Underrated Gems: The Pendragon Adventure

In 2002, while everyone and their mother’s brother’s aunt’s sister’s cousin’s fairy-god granddad was anxiously awaiting the release of Harry Potter and the Goblet of Fire due the next year, the beginning of a new series of novels for youth quietly slipped onto the shelves under the UK-centric radar, overlooked and unnoticed. But then, I myself only discovered said books about two years ago as a senior in high school…
The Pendragon Adventure by D.J. McHale is a fantasy/adventure thriller with some sci-fi here and there. The first book, The Merchant of Death, introduces the staggeringly normal hero, Bobby, at age fourteen with his whole life ahead of him.

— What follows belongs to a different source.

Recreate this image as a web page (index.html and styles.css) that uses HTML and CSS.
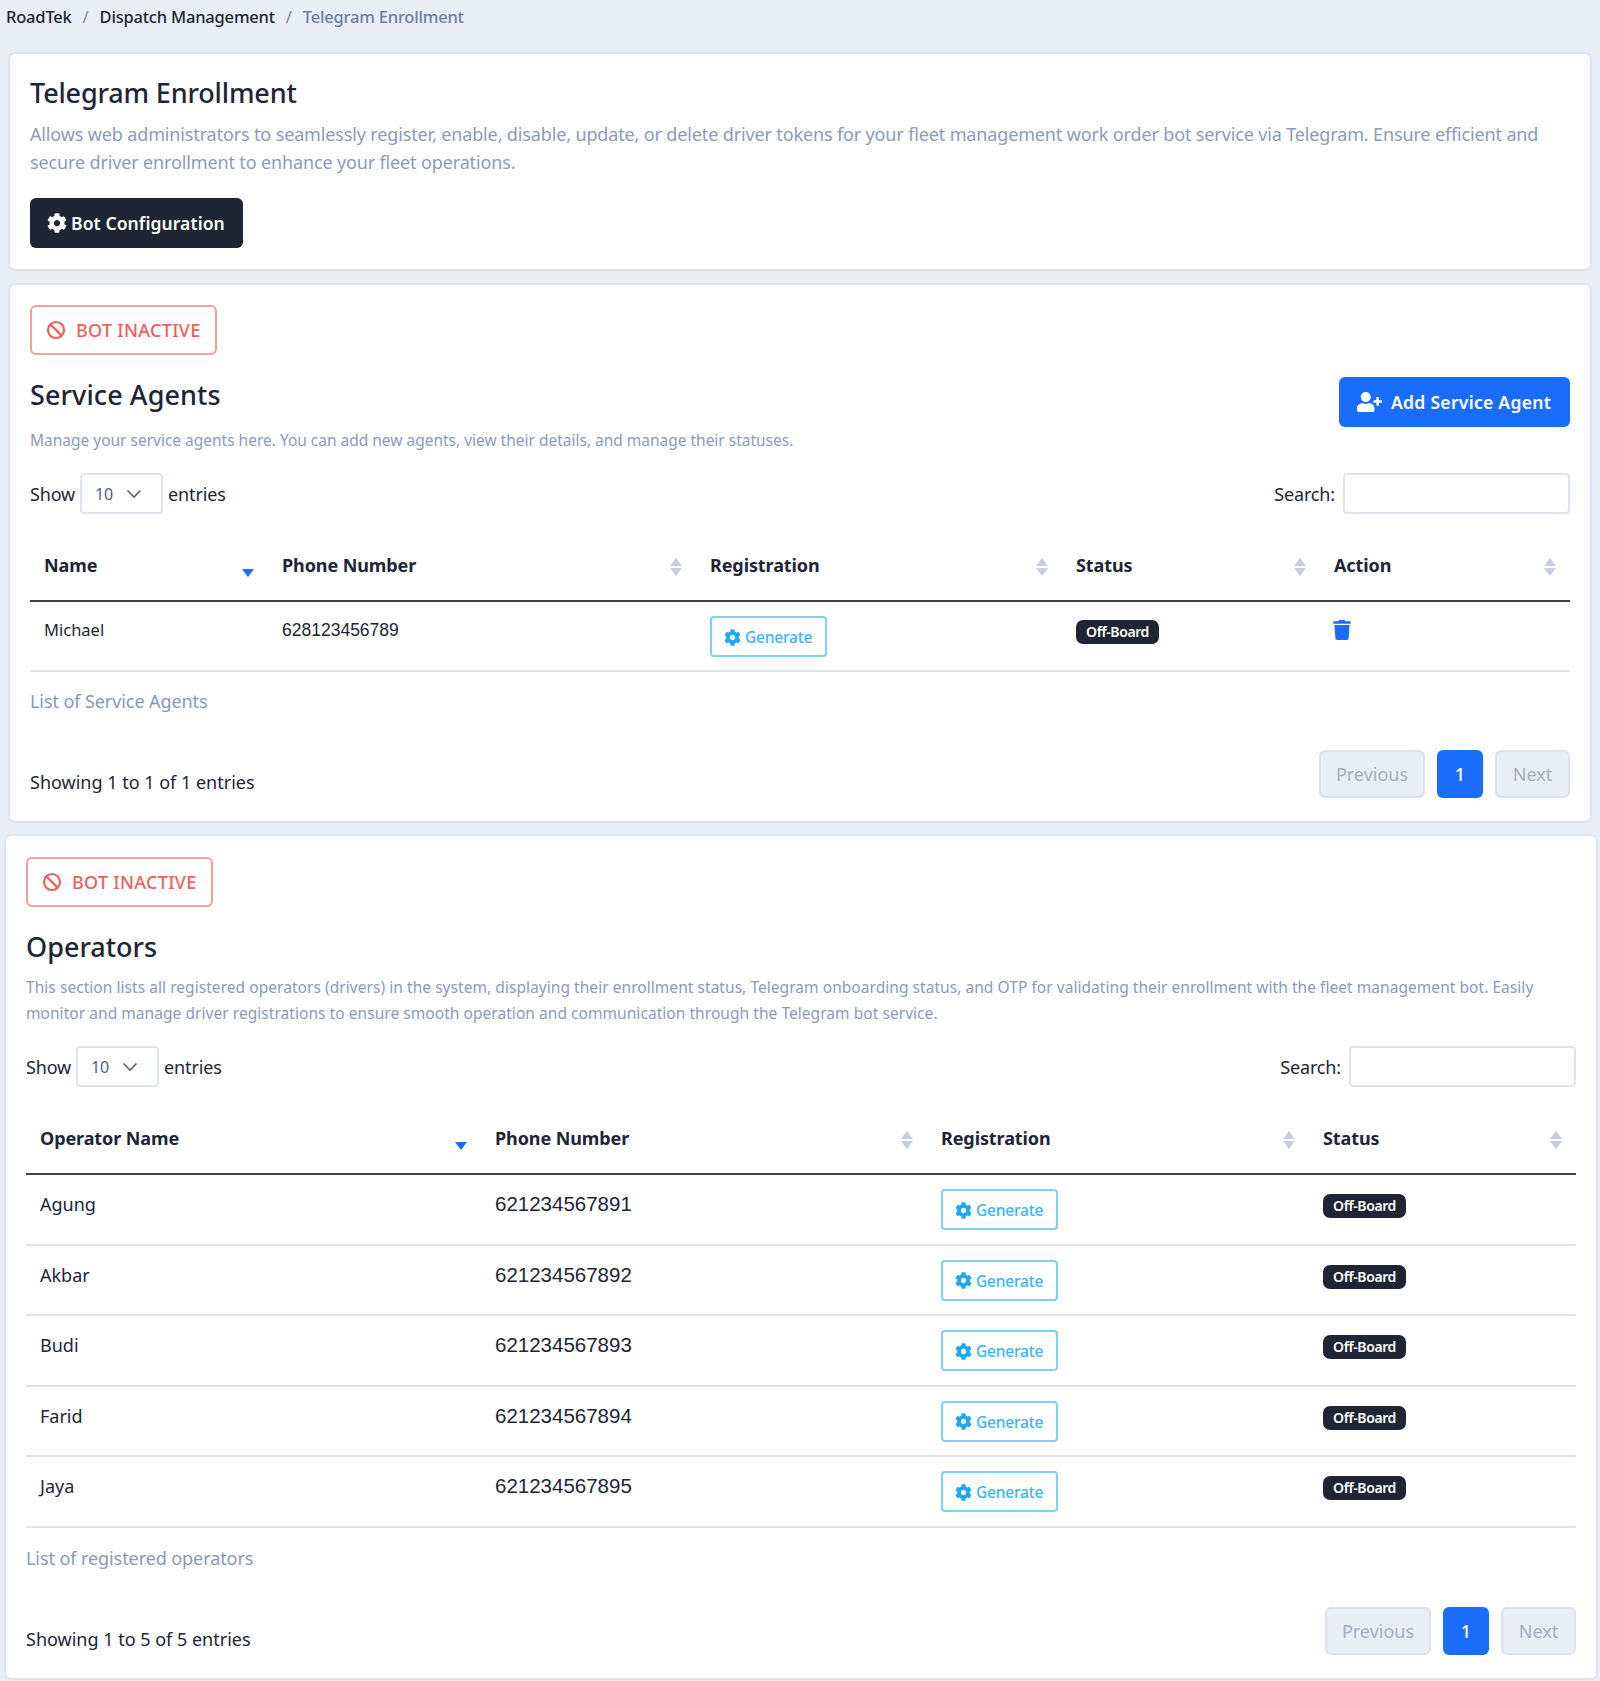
FILE: index.html
```html
<!DOCTYPE html>
<html lang="en">
<head>
<meta charset="utf-8">
<title>Telegram Enrollment</title>
<link rel="stylesheet" href="styles.css">
</head>
<body>
<svg class="defs" width="0" height="0" aria-hidden="true">
  <symbol id="i-cog" viewBox="0 0 512 512"><path d="M487.4 315.7l-42.6-24.6c4.3-23.2 4.3-47 0-70.2l42.6-24.6c4.9-2.8 7.1-8.6 5.5-14-11.1-35.6-30-67.8-54.7-94.6-3.8-4.1-10-5.1-14.8-2.3L380.8 110c-17.9-15.4-38.5-27.3-60.8-35.1V25.8c0-5.6-3.9-10.5-9.4-11.7-36.7-8.2-74.3-7.8-109.2 0-5.5 1.2-9.4 6.1-9.4 11.7V75c-22.2 7.9-42.8 19.8-60.8 35.1L88.7 85.5c-4.9-2.8-11-1.9-14.8 2.3-24.7 26.7-43.6 58.9-54.7 94.6-1.7 5.4.6 11.2 5.5 14L67.3 221c-4.3 23.2-4.3 47 0 70.2l-42.6 24.6c-4.9 2.8-7.1 8.6-5.5 14 11.1 35.6 30 67.8 54.7 94.6 3.8 4.1 10 5.1 14.8 2.3l42.6-24.6c17.9 15.4 38.5 27.3 60.8 35.1v49.2c0 5.6 3.9 10.5 9.4 11.7 36.7 8.2 74.3 7.8 109.2 0 5.5-1.2 9.4-6.1 9.4-11.7v-49.2c22.2-7.9 42.8-19.8 60.8-35.1l42.6 24.6c4.9 2.8 11 1.9 14.8-2.3 24.7-26.7 43.6-58.9 54.7-94.6 1.5-5.5-.7-11.3-5.6-14.1zM256 336c-44.1 0-80-35.9-80-80s35.9-80 80-80 80 35.9 80 80-35.9 80-80 80z"/></symbol>
  <symbol id="i-user" viewBox="0 0 640 512"><path d="M624 208h-64v-64c0-8.8-7.2-16-16-16h-32c-8.8 0-16 7.2-16 16v64h-64c-8.8 0-16 7.2-16 16v32c0 8.8 7.2 16 16 16h64v64c0 8.8 7.2 16 16 16h32c8.8 0 16-7.2 16-16v-64h64c8.8 0 16-7.2 16-16v-32c0-8.8-7.2-16-16-16zm-400 48c70.7 0 128-57.3 128-128S294.7 0 224 0 96 57.3 96 128s57.3 128 128 128zm89.6 32h-16.7c-22.2 10.2-46.9 16-72.9 16s-50.6-5.8-72.9-16h-16.7C60.2 288 0 348.2 0 422.4V464c0 26.5 21.5 48 48 48h352c26.5 0 48-21.5 48-48v-41.6c0-74.2-60.2-134.4-134.4-134.4z"/></symbol>
  <symbol id="i-trash" viewBox="0 0 448 512"><path d="M432 32H312l-9.4-18.7A24 24 0 0 0 281.1 0H166.8a23.72 23.72 0 0 0-21.4 13.3L136 32H16A16 16 0 0 0 0 48v32a16 16 0 0 0 16 16h416a16 16 0 0 0 16-16V48a16 16 0 0 0-16-16zM53.2 467a48 48 0 0 0 47.9 45h245.8a48 48 0 0 0 47.9-45L416 128H32z"/></symbol>
  <symbol id="i-ban" viewBox="0 0 20 20"><circle cx="10" cy="10" r="8" fill="none" stroke="currentColor" stroke-width="2.2"/><path d="M4.4 4.4l11.2 11.2" fill="none" stroke="currentColor" stroke-width="2.2"/></symbol>
  <symbol id="i-sort" viewBox="0 0 14 18"><path d="M7 0l6 8H1z"/><path d="M1 10h12l-6 8z"/></symbol>
  <symbol id="i-sort-desc" viewBox="0 0 14 18"><path d="M1 10h12l-6 8z"/></symbol>
  <symbol id="i-chev" viewBox="0 0 16 10"><path d="M1.5 1.5L8 8l6.5-6.5" fill="none" stroke="currentColor" stroke-width="1.6"/></symbol>
</svg>

<nav class="crumbs">
  <span>RoadTek</span><span class="sep">/</span><span>Dispatch Management</span><span class="sep">/</span><span class="here">Telegram Enrollment</span>
</nav>

<section class="card card-intro">
  <h2 class="title">Telegram Enrollment</h2>
  <p class="lead">Allows web administrators to seamlessly register, enable, disable, update, or delete driver tokens for your fleet management work order bot service via Telegram. Ensure efficient and secure driver enrollment to enhance your fleet operations.</p>
  <button class="btn btn-dark"><svg class="ico"><use href="#i-cog"/></svg>Bot Configuration</button>
</section>

<section class="card card-agents">
  <div class="status-off"><svg class="ico-ban"><use href="#i-ban"/></svg>BOT INACTIVE</div>
  <div class="head-row">
    <div>
      <h2 class="title title-agents">Service Agents</h2>
      <p class="desc">Manage your service agents here. You can add new agents, view their details, and manage their statuses.</p>
    </div>
    <button class="btn btn-blue"><svg class="ico-user"><use href="#i-user"/></svg>Add Service Agent</button>
  </div>
  <div class="controls">
    <label class="len">Show <span class="select"><span>10</span><svg class="chev"><use href="#i-chev"/></svg></span> entries</label>
    <label class="search">Search: <input class="search-input" type="text"></label>
  </div>
  <table class="grid grid-agents">
    <colgroup><col class="a1"><col class="a2"><col class="a3"><col class="a4"><col class="a5"></colgroup>
    <thead>
      <tr>
        <th><div class="th"><span>Name</span><svg class="sort sort-on"><use href="#i-sort-desc"/></svg></div></th>
        <th><div class="th"><span>Phone Number</span><svg class="sort"><use href="#i-sort"/></svg></div></th>
        <th><div class="th"><span>Registration</span><svg class="sort"><use href="#i-sort"/></svg></div></th>
        <th><div class="th"><span>Status</span><svg class="sort"><use href="#i-sort"/></svg></div></th>
        <th><div class="th"><span>Action</span><svg class="sort"><use href="#i-sort"/></svg></div></th>
      </tr>
    </thead>
    <tbody>
      <tr>
        <td>Michael</td><td class="num">628123456789</td>
        <td><button class="gen"><svg class="ico-gen"><use href="#i-cog"/></svg>Generate</button></td>
        <td><span class="pill">Off-Board</span></td>
        <td><svg class="ico-trash"><use href="#i-trash"/></svg></td>
      </tr>
    </tbody>
  </table>
  <div class="caption">List of Service Agents</div>
  <div class="foot">
    <div class="info">Showing 1 to 1 of 1 entries</div>
    <div class="pager"><span class="pg pg-off">Previous</span><span class="pg pg-on">1</span><span class="pg pg-off pg-next">Next</span></div>
  </div>
</section>

<section class="card card-ops">
  <div class="status-off"><svg class="ico-ban"><use href="#i-ban"/></svg>BOT INACTIVE</div>
  <h2 class="title title-ops">Operators</h2>
  <p class="desc desc-ops">This section lists all registered operators (drivers) in the system, displaying their enrollment status, Telegram onboarding status, and OTP for validating their enrollment with the fleet management bot. Easily monitor and manage driver registrations to ensure smooth operation and communication through the Telegram bot service.</p>
  <div class="controls controls-ops">
    <label class="len">Show <span class="select"><span>10</span><svg class="chev"><use href="#i-chev"/></svg></span> entries</label>
    <label class="search">Search: <input class="search-input" type="text"></label>
  </div>
  <table class="grid grid-ops">
    <colgroup><col class="o1"><col class="o2"><col class="o3"><col class="o4"></colgroup>
    <thead>
      <tr>
        <th><div class="th"><span>Operator Name</span><svg class="sort sort-on"><use href="#i-sort-desc"/></svg></div></th>
        <th><div class="th"><span>Phone Number</span><svg class="sort"><use href="#i-sort"/></svg></div></th>
        <th><div class="th"><span>Registration</span><svg class="sort"><use href="#i-sort"/></svg></div></th>
        <th><div class="th"><span>Status</span><svg class="sort"><use href="#i-sort"/></svg></div></th>
      </tr>
    </thead>
    <tbody>
      <tr><td>Agung</td><td class="num">621234567891</td><td><button class="gen"><svg class="ico-gen"><use href="#i-cog"/></svg>Generate</button></td><td><span class="pill">Off-Board</span></td></tr>
      <tr><td>Akbar</td><td class="num">621234567892</td><td><button class="gen"><svg class="ico-gen"><use href="#i-cog"/></svg>Generate</button></td><td><span class="pill">Off-Board</span></td></tr>
      <tr><td>Budi</td><td class="num">621234567893</td><td><button class="gen"><svg class="ico-gen"><use href="#i-cog"/></svg>Generate</button></td><td><span class="pill">Off-Board</span></td></tr>
      <tr><td>Farid</td><td class="num">621234567894</td><td><button class="gen"><svg class="ico-gen"><use href="#i-cog"/></svg>Generate</button></td><td><span class="pill">Off-Board</span></td></tr>
      <tr><td>Jaya</td><td class="num">621234567895</td><td><button class="gen"><svg class="ico-gen"><use href="#i-cog"/></svg>Generate</button></td><td><span class="pill">Off-Board</span></td></tr>
    </tbody>
  </table>
  <div class="caption caption-ops">List of registered operators</div>
  <div class="foot foot-ops">
    <div class="info">Showing 1 to 5 of 5 entries</div>
    <div class="pager"><span class="pg pg-off">Previous</span><span class="pg pg-on">1</span><span class="pg pg-off pg-next">Next</span></div>
  </div>
</section>
</body>
</html>
```

FILE: styles.css
```css
* { box-sizing: border-box; }
html, body { margin: 0; padding: 0; }
body {
  background: #e9edf5;
  color: #1f2535;
  font-family: "Noto Sans", "Open Sans", sans-serif;
  font-size: 16.5px;
  height: 1681px;
  overflow: hidden;
}
.defs { position: absolute; }
.crumbs {
  display: flex;
  align-items: center;
  height: 33px;
  padding-left: 6px;
  margin-bottom: 19px;
  gap: 11px;
  font-size: 16.5px;
  font-weight: 500;
  letter-spacing: -0.2px;
  color: #1f2535;
}
.crumbs .sep { color: #7b88a1; font-weight: 400; }
.crumbs .here { color: #6c7fa3; }

.card {
  background: #fff;
  border: 2px solid #e0e4ed;
  border-radius: 7px;
  padding: 20px;
}
.card-intro { margin: 0 8px 12px; height: 219px; }
.card-agents { margin: 0 8px 11px; height: 540px; }
.card-ops { margin: 0 2px 0 4px; height: 846px; padding-top: 21px; }

.title {
  margin: -1px 0 0;
  font-size: 27px;
  font-weight: 500;
  line-height: 40px;
  letter-spacing: -0.15px;
  color: #1f2535;
}
.lead {
  margin: 7px 0 22px;
  font-size: 18px;
  line-height: 28px;
  letter-spacing: -0.14px;
  color: #8c9bb8;
}
.btn {
  display: inline-flex;
  align-items: center;
  height: 50px;
  border: 0;
  border-radius: 6px;
  font-family: inherit;
  font-size: 17.5px;
  font-weight: 600;
  color: #fff;
  letter-spacing: 0.1px;
}
.btn-dark { background: #1f2535; padding: 0 17px; width: 213px; }
.btn-blue { background: #1a6cfb; padding: 0 18px; width: 231px; flex: none; letter-spacing: 0.3px; }
.ico { width: 20px; height: 20px; fill: currentColor; margin-right: 4px; }
.ico-user { width: 25px; height: 20px; fill: currentColor; margin-right: 9px; }

.status-off {
  display: flex;
  align-items: center;
  width: 187px;
  height: 50px;
  padding-left: 14px;
  border: 2px solid #f39e9e;
  border-radius: 6px;
  color: #ee5f5f;
  font-size: 18px;
  letter-spacing: 0.3px;
  font-weight: 500;
}
.ico-ban { width: 20px; height: 20px; margin-right: 10px; }

.head-row {
  display: flex;
  justify-content: space-between;
  align-items: flex-start;
  margin-top: 22px;
}
.title-agents { margin-top: -2px; letter-spacing: 0.1px; }
.desc {
  margin: 12px 0 0;
  font-size: 15.5px;
  line-height: 26px;
  letter-spacing: -0.01px;
  color: #8c9bb8;
}
.title-ops { margin-top: 20px; letter-spacing: 0; }
.desc-ops { margin-top: 7px; letter-spacing: 0.05px; }

.controls {
  display: flex;
  justify-content: space-between;
  align-items: center;
  margin-top: 20px;
  height: 41px;
  font-size: 18px;
  letter-spacing: -0.15px;
}
.len { display: flex; align-items: center; gap: 5px; }
.select {
  display: flex;
  align-items: center;
  justify-content: space-between;
  width: 83px;
  height: 41px;
  padding: 0 19px 0 13px;
  border: 2px solid #e0e4ed;
  border-radius: 4px;
  background: #fff;
  font-size: 16px;
  color: #55627c;
}
.chev { width: 16px; height: 10px; color: #55627c; }
.search { display: flex; align-items: center; gap: 8px; }
.search-input {
  width: 227px;
  height: 41px;
  border: 2px solid #e0e4ed;
  border-radius: 4px;
  background: #fff;
}

.grid {
  width: 100%;
  table-layout: fixed;
  border-collapse: collapse;
  margin-top: 14px;
}
.a1 { width: 238px; } .a2 { width: 428px; } .a3 { width: 366px; } .a4 { width: 258px; } .a5 { width: 250px; }
.o1 { width: 455px; } .o2 { width: 446px; } .o3 { width: 382px; } .o4 { width: 267px; }
.grid th {
  height: 73px;
  padding: 0 14px;
  border-bottom: 2px solid #3d424f;
  font-size: 18px;
  font-weight: 700;
  text-align: left;
  color: #1f2535;
  letter-spacing: -0.1px;
}
.th { display: flex; justify-content: space-between; align-items: center; margin-top: 2px; }
.sort { width: 14px; height: 18px; fill: #c6cddc; margin-right: -1px; margin-top: 3px; }
.sort.sort-on { fill: #1a6cfb; margin-top: 5px; }
.grid td {
  height: 70px;
  padding: 14px 14px 0;
  border-bottom: 2px solid #e0e4ed;
  vertical-align: top;
  font-size: 16.5px;
  line-height: 28px;
  color: #1f2535;
}
.grid-ops td { height: 70.5px; font-size: 18px; line-height: 31px; }
.grid td.num { font-family: "Liberation Sans", Arial, sans-serif; font-size: 17.5px; }
.grid-ops td.num { font-size: 20.5px; line-height: 29px; }
.gen {
  display: inline-flex;
  align-items: center;
  vertical-align: top;
  width: 117px;
  height: 41px;
  padding: 1px 0 0 12px;
  border: 2px solid #7fd0fa;
  border-radius: 4px;
  background: #fff;
  color: #3db4f5;
  font-family: inherit;
  font-size: 15.5px;
  font-weight: 500;
  letter-spacing: -0.2px;
}
.ico-gen { width: 17px; height: 17px; fill: #1ea7f3; margin-right: 4px; }
.pill {
  display: inline-flex;
  align-items: center;
  justify-content: center;
  width: 83px;
  height: 24px;
  margin-top: 4px;
  border-radius: 7px;
  background: #1f2535;
  color: #fff;
  font-size: 14px;
  font-weight: 600;
  letter-spacing: -0.4px;
  line-height: 1;
}
.ico-trash { display: block; width: 18px; height: 20px; margin: 4px 0 0 -1px; fill: #1a6cfb; }

.caption {
  margin-top: 15px;
  font-size: 18px;
  line-height: 28px;
  letter-spacing: -0.08px;
  color: #8a99b4;
}
.caption-ops { margin-top: 16px; }
.foot {
  display: flex;
  justify-content: space-between;
  align-items: flex-start;
  margin-top: 35px;
}
.foot-ops { margin-top: 35px; }
.info { margin-top: 18px; font-size: 18px; line-height: 28px; }
.pager { display: flex; gap: 12px; }
.pg {
  display: flex;
  align-items: center;
  justify-content: center;
  height: 48px;
  border-radius: 6px;
  font-size: 18px;
}
.pg-off { width: 106px; background: #e9edf5; border: 2px solid #dce1eb; color: #a4aec3; }
.pg-next { width: 75px; }
.pg-on { width: 46px; background: #1a6cfb; color: #fff; font-weight: 500; }
```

His biggest concern is a basketball tournament and girl.
That’s when everything went wrong. Via your typical wise-old-man archetype, Uncle Press, Bobby is flung into a power struggle of alternate realities. Bobby is a Traveler, a person who can travel between the worlds, or “territories.” His mission: Confront the demon Saint Dane who is manipulating the various races towards war and destruction. A supporter of the darker side of human nature, SD believes that everything there is or was, collectively called Halla, must be destroyed so that he may rebuild it, according to his own designs. As each territory reaches a critical turning point, Saint Dane arrives, hoping to lead its people toward self-destruction. Bobby travels to the ten territories to thwart Saint Dane's plans, along with each territory’s native Traveler and various acolytes. But that’s only the beginning.
I found the first book a little lacking honestly, because, as a reader, a lot of world building and explanation makes for slow progress. However, from The Lost City of Faar and out the action picks up and never lets go. I burned through the series in a matter of weeks. Once you think you know the formula or the set up, twists, setbacks, and complications keep you guessing. At one point, several really, I found myself almost angry and ready to throw the book from me in a why-can’t-anything-go-right-with-this-kid-just-once kind of misery, but suspense kept the pages turning.